**Data records:**
* BEGIN *
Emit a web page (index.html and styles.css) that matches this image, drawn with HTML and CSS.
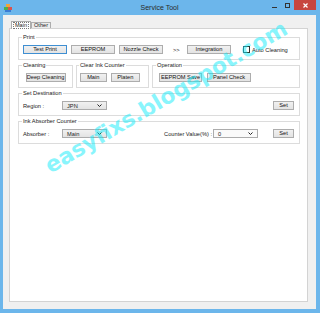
* END *
* BEGIN *
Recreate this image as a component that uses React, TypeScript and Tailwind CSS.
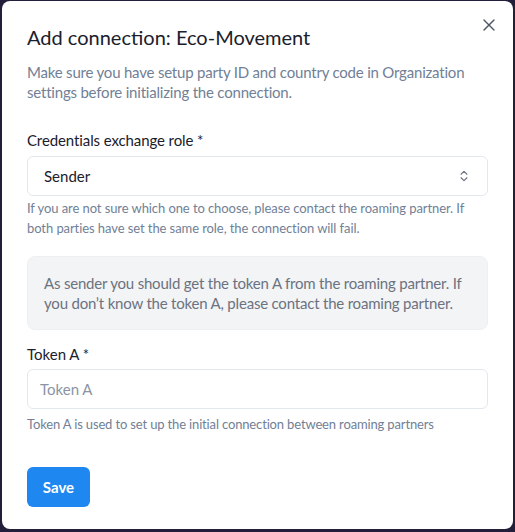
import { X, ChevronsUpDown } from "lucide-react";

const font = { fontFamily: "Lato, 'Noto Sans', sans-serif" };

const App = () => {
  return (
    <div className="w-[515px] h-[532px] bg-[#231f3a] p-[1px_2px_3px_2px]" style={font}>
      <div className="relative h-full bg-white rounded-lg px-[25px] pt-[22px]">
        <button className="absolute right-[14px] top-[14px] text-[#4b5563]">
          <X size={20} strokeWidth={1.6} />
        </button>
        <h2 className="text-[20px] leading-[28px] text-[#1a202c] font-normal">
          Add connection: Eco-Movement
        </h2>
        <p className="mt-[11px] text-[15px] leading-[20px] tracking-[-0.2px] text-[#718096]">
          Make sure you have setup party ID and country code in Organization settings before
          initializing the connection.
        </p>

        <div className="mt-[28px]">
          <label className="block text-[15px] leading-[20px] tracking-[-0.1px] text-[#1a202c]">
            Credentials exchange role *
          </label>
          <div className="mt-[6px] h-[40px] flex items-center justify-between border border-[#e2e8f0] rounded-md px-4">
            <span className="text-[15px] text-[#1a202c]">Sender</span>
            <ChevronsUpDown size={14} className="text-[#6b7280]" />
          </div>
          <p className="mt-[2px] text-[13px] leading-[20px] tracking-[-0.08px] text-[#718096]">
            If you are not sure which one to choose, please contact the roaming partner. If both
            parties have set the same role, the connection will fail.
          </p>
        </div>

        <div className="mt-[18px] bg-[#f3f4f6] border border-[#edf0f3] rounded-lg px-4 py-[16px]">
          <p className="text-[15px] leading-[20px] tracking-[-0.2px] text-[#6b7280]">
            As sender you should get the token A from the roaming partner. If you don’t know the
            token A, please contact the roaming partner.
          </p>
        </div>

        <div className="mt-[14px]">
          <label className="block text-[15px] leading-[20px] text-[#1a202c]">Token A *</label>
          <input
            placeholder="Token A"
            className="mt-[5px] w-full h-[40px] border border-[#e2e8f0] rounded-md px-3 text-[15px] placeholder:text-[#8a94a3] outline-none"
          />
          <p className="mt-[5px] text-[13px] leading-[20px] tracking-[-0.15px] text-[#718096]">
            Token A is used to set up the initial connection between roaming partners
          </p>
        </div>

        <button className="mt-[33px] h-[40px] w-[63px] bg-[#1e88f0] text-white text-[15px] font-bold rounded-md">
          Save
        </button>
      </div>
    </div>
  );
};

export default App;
* END *
**Task instructions:**
Review the preceding data and report every line that includes the string "this".

**Right answer:**
Emit a web page (index.html and styles.css) that matches this image, drawn with HTML and CSS.
Recreate this image as a component that uses React, TypeScript and Tailwind CSS.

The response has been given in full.